Escrivá brauchte zwischen 33 und 45 Jahre, um vor 1960 etwa 30 „Gründungsbriefe“ fertigzustellen (einen von ihnen, von 1951, beendete er 1975), und als Datum setzte er den Anfang und nicht das Ende (so wie er immer den Beginn seiner „akademischen Karriere“ in den Mittelpunkt rückte, um die Jahre zu verbergen, die dafür gebraucht wurden; wie kommt es dazu, dass er  zwei Doktorarbeiten gemacht hat? in kürzerer Zeit, von denen es kein Original gibt?). Dies wird als Realitätsverfälschung bezeichnet. Aber es lief nicht gut, denn sobald er um 1964 die ersten 8 Briefe (in Latein) zum ersten Mal gedruckt hatte, ließ er sie einige Monate später vernichten, um eine weitere Ausgabe (in Latein und Spanisch) zu drucken, und zehn Jahre später (1974) ließ er sie wieder vernichten, damit sie „eines Tages“ in einer „endgültigen“ Ausgabe herauskam (die erst ab 2020 erscheinen würde, und nicht durch seine Entscheidung, da er bereits verstorben war).

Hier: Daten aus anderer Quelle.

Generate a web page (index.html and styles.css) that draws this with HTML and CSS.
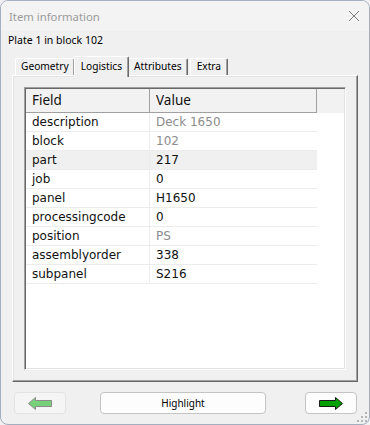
FILE: index.html
```html
<!DOCTYPE html>
<html lang="en">
<head>
    <meta charset="UTF-8">
    <title>Item information</title>
    <link rel="stylesheet" href="styles.css">
</head>
<body>

<div class="window">
    <div class="titlebar">
        <span class="title">Item information</span>
        <svg class="close" width="12" height="12" viewBox="0 0 12 12">
            <path d="M1 1 L11 11 M11 1 L1 11" stroke="#7a7a7a" stroke-width="1" fill="none"/>
        </svg>
    </div>

    <div class="content">
        <div class="caption">Plate 1 in block 102</div>

        <div class="tabs">
            <div class="tab">Geometry</div>
            <div class="tab active">Logistics</div>
            <div class="tab">Attributes</div>
            <div class="tab extra">Extra</div>
        </div>

        <div class="panel">
            <div class="list">
                <div class="list-head">
                    <div class="hcell">Field</div>
                    <div class="hcell">Value</div>
                    <div class="hcell filler"></div>
                </div>
                <div class="rows">
                    <div class="cell">description</div><div class="cell grey">Deck 1650</div>
                    <div class="cell">block</div><div class="cell grey">102</div>
                    <div class="cell hot">part</div><div class="cell hot">217</div>
                    <div class="cell">job</div><div class="cell">0</div>
                    <div class="cell">panel</div><div class="cell">H1650</div>
                    <div class="cell">processingcode</div><div class="cell">0</div>
                    <div class="cell">position</div><div class="cell grey">PS</div>
                    <div class="cell">assemblyorder</div><div class="cell">338</div>
                    <div class="cell">subpanel</div><div class="cell">S216</div>
                </div>
            </div>
        </div>

        <div class="buttons">
            <button class="nav disabled">
                <svg width="24" height="13" viewBox="0 0 24 13">
                    <polygon points="0.5,6.5 7.5,0.5 7.5,3.5 23.5,3.5 23.5,9.5 7.5,9.5 7.5,12.5" fill="#78d178" stroke="#8a8a8a" stroke-width="1"/>
                </svg>
            </button>
            <button class="highlight">Highlight</button>
            <button class="nav next">
                <svg width="24" height="13" viewBox="0 0 24 13">
                    <polygon points="23.5,6.5 16.5,0.5 16.5,3.5 0.5,3.5 0.5,9.5 16.5,9.5 16.5,12.5" fill="#00a000" stroke="#1a1a1a" stroke-width="1"/>
                </svg>
            </button>
        </div>
    </div>

    <!-- size grip -->
    <svg class="grip" width="12" height="12" viewBox="0 0 12 12">
        <rect x="9" y="1" width="2" height="2" fill="#b4b4b4"/>
        <rect x="5" y="5" width="2" height="2" fill="#b4b4b4"/>
        <rect x="9" y="5" width="2" height="2" fill="#b4b4b4"/>
        <rect x="1" y="9" width="2" height="2" fill="#b4b4b4"/>
        <rect x="5" y="9" width="2" height="2" fill="#b4b4b4"/>
        <rect x="9" y="9" width="2" height="2" fill="#b4b4b4"/>
    </svg>
</div>

</body>
</html>
```

FILE: styles.css
```css
html, body {
    margin: 0;
    padding: 0;
    background-color: #f0f0f0;
}
.window {
    position: relative;
    box-sizing: border-box;
    width: 370px;
    height: 425px;
    border: 1px solid #a3afbf;
    border-radius: 8px;
    background-color: #f0f0f0;
    display: flex;
    flex-direction: column;
    overflow: hidden;
    font-family: "Noto Sans", sans-serif;
    color: #000;
}
.titlebar {
    height: 30px;
    flex: none;
    display: flex;
    align-items: center;
    justify-content: space-between;
    padding: 0 9px 0 8px;
    background-color: #f3f3f3;
}
.title {
    font-size: 11.3px;
    color: #9b9b9b;
}
.close {
    display: block;
}
.content {
    flex: 1;
    display: flex;
    flex-direction: column;
    padding: 0 11px;
}
.caption {
    font-size: 10.5px;
    line-height: 16px;
    margin-top: 1px;
    margin-left: -4px;
}

/* Tabs */
.tabs {
    display: flex;
    align-items: flex-end;
    height: 19px;
    margin-top: 8px;
    padding-left: 3px;
}
.tab {
    box-sizing: border-box;
    height: 17px;
    padding: 0 5px;
    font-size: 10.2px;
    line-height: 15px;
    background-color: #f0f0f0;
    border-top: 1px solid #fff;
    border-left: 1px solid #fff;
    border-right: 1px solid #696969;
    border-top-left-radius: 2px;
    border-top-right-radius: 2px;
    box-shadow: inset -1px 0 0 #a0a0a0;
}
.tab.active {
    position: relative;
    z-index: 1;
    height: 21px;
    margin: 0 -1px -2px -1px;
    padding: 0 6px;
    line-height: 18px;
}
.tab.extra {
    margin-left: 2px;
    padding: 0 6px;
}

/* Panel */
.panel {
    flex: 1;
    box-sizing: border-box;
    border-top: 1px solid #fff;
    border-left: 1px solid #fff;
    border-right: 1px solid #696969;
    border-bottom: 1px solid #696969;
    box-shadow: inset -1px -1px 0 #a0a0a0, inset 1px 1px 0 #e3e3e3;
    padding: 11px;
    display: flex;
}
.list {
    flex: 1;
    background-color: #fff;
    border-top: 1px solid #a0a0a0;
    border-left: 1px solid #a0a0a0;
    border-right: 1px solid #fff;
    border-bottom: 1px solid #fff;
    box-shadow: inset 1px 1px 0 #696969, inset -1px -1px 0 #e3e3e3;
    padding: 1px 1px 0 1px;
    font-family: "DejaVu Sans", sans-serif;
    font-size: 12px;
    color: #111;
}
.list-head {
    display: grid;
    grid-template-columns: 124px 167px 1fr;
    height: 24px;
    background-color: #f2f2f2;
}
.hcell {
    box-sizing: border-box;
    border-right: 1px solid #a0a0a0;
    border-bottom: 1px solid #a0a0a0;
    padding-left: 6px;
    font-family: "Noto Sans", sans-serif;
    font-size: 13.5px;
    line-height: 23px;
}
.hcell.filler {
    border-right: none;
    border-bottom: none;
}
.rows {
    display: grid;
    grid-template-columns: 124px 167px;
    grid-auto-rows: 19px;
}
.cell {
    box-sizing: border-box;
    border-bottom: 1px solid #ececec;
    padding-left: 6px;
    line-height: 18px;
    white-space: nowrap;
}
.cell:nth-child(odd) {
    border-right: 1px solid #ececec;
}
.cell.hot {
    background-color: #f0f0f0;
}
.cell.grey {
    color: #8c8c8c;
}

/* Buttons */
.buttons {
    display: flex;
    align-items: center;
    height: 22px;
    margin: 10px 1px 10px 2px;
}
button {
    box-sizing: border-box;
    height: 22px;
    margin: 0;
    padding: 0;
    border: 1px solid #c4c4c4;
    border-radius: 4px;
    background-color: #fdfdfd;
    font-family: "Noto Sans", sans-serif;
    font-size: 10px;
    color: #000;
    display: flex;
    align-items: center;
    justify-content: center;
}
.nav {
    width: 52px;
}
.nav.disabled {
    background-color: #f5f5f5;
    border-color: #e3e3e3;
}
.nav.next {
    margin-left: auto;
}
.highlight {
    width: 166px;
    margin-left: 34px;
}
.grip {
    position: absolute;
    right: 1px;
    bottom: 1px;
}
```
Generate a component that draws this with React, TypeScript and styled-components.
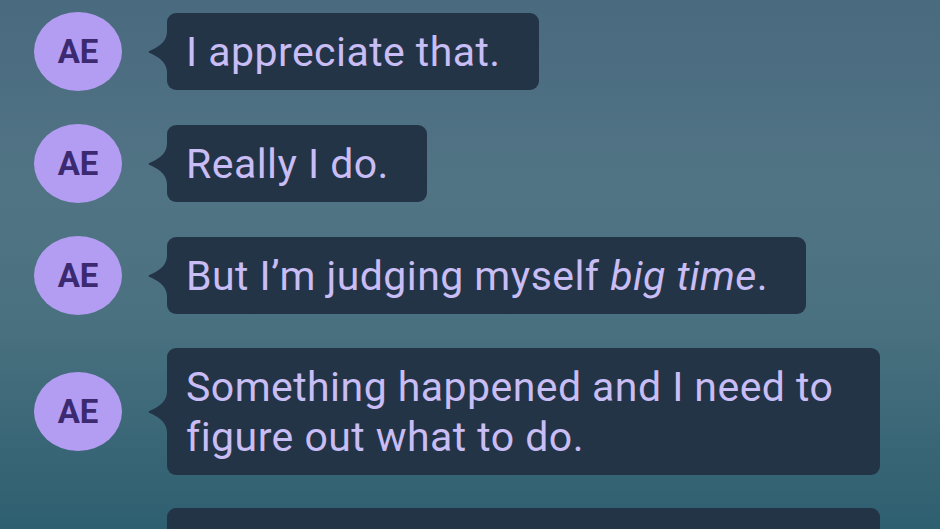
import React from "react";
import styled, { createGlobalStyle } from "styled-components";

const GlobalStyle = createGlobalStyle`
  html, body {
    margin: 0;
    padding: 0;
    height: 100%;
    overflow: hidden;
  }
  body {
    font-family: Roboto, "Liberation Sans", sans-serif;
  }
`;

const Screen = styled.div`
  width: 940px;
  height: 529px;
  overflow: hidden;
  background: linear-gradient(
    180deg,
    #4a6a7f 0%,
    #517485 35%,
    #4a7180 60%,
    #2e5f70 100%
  );
  padding: 12px 0 0 34px;
  box-sizing: border-box;
  display: flex;
  flex-direction: column;
  gap: 33px;
`;

const Row = styled.div`
  display: flex;
  align-items: center;
`;

const Avatar = styled.div`
  flex: none;
  width: 88px;
  height: 79px;
  border-radius: 50%;
  background: #b39df3;
  color: #3b2a6f;
  font-weight: 700;
  font-size: 33px;
  display: flex;
  align-items: center;
  justify-content: center;
`;

const Tail = styled.svg`
  flex: none;
  width: 19px;
  height: 40px;
  margin-left: 26px;
  display: block;
`;

const Bubble = styled.div<{ $placeholder?: boolean }>`
  max-width: 713px;
  box-sizing: border-box;
  padding: 14px 38px 13px 19px;
  background: #243447;
  border-radius: 9px;
  color: #c8bdf4;
  font-size: 41px;
  line-height: 50px;
  letter-spacing: 0.45px;
  font-variant-ligatures: none;
  ${({ $placeholder }) => $placeholder && "width: 713px; min-height: 127px;"}
  em {
    font-style: italic;
  }
`;

type Message = {
  from: string;
  body?: React.ReactNode;
};

const messages: Message[] = [
  { from: "AE", body: "I appreciate that." },
  { from: "AE", body: "Really I do." },
  {
    from: "AE",
    body: (
      <>
        But I’m judging myself <em>big time</em>.
      </>
    ),
  },
  { from: "AE", body: "Something happened and I need to figure out what to do." },
  { from: "AE" },
];

const BubbleTail = () => (
  <Tail viewBox="0 0 19 40">
    <path d="M19 0 C19 10 9 16 1 19.2 Q0 20 1 20.8 C9 24 19 30 19 40 Z" fill="#243447" />
  </Tail>
);

export default function App() {
  return (
    <>
      <GlobalStyle />
      <Screen>
        {messages.map((m, i) => (
          <Row key={i}>
            <Avatar>{m.body ? m.from : null}</Avatar>
            <BubbleTail />
            <Bubble $placeholder={!m.body}>{m.body}</Bubble>
          </Row>
        ))}
      </Screen>
    </>
  );
}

Aus der Entstehungsgeschichte dieser Briefe, so wie Illanes sie erzählt, lässt sich in Hintergrund noch eine andere Geschichte erahnen: die des Opus Dei. Die Briefe entgehen diesem Schicksal nicht, sie sind Teil eines historischen Ganzen, das sich in anderen Aspekten manifestiert, etwa in der falschen Laienberufung und in so vielen anderen institutionalisierten Simulationen, die sich zu Fälschungen kristallisieren und schließlich die Inkonsistenz des Opus Dei offenbaren. Nicht nur das Original von Escrivás Briefen oder Doktorarbeit existiert nicht, es gibt auch kein „Original“ der Berufung zum Opus Dei (denken wir mal daran, wie sich verändert hat im Laufe seiner Geschichte, 1941, 1950 und 1982). Wenn man alles, was mit Opus Dei zu tun hat, eingehend untersucht, findet man eine Leere und kein solides Fundament. Im Grunde sind viele zentrale Aspekte des Opus Dei  gefälscht, auch wenn sie oberflächlich wie Carrara-Marmor aussehen: Sie sind das Produkt einer Simulation, und die Briefe sind ein weiterer Beweis dafür.

Solange die Geschichte des Opus Dei nicht von professionellen Historikern geschrieben wurde, die keine enge Beziehung zum Opus Dei hatten, wird es schwierig sein, zuverlässiges Material zu haben, insbesondere solches, das unbequeme Fragen aufwirft.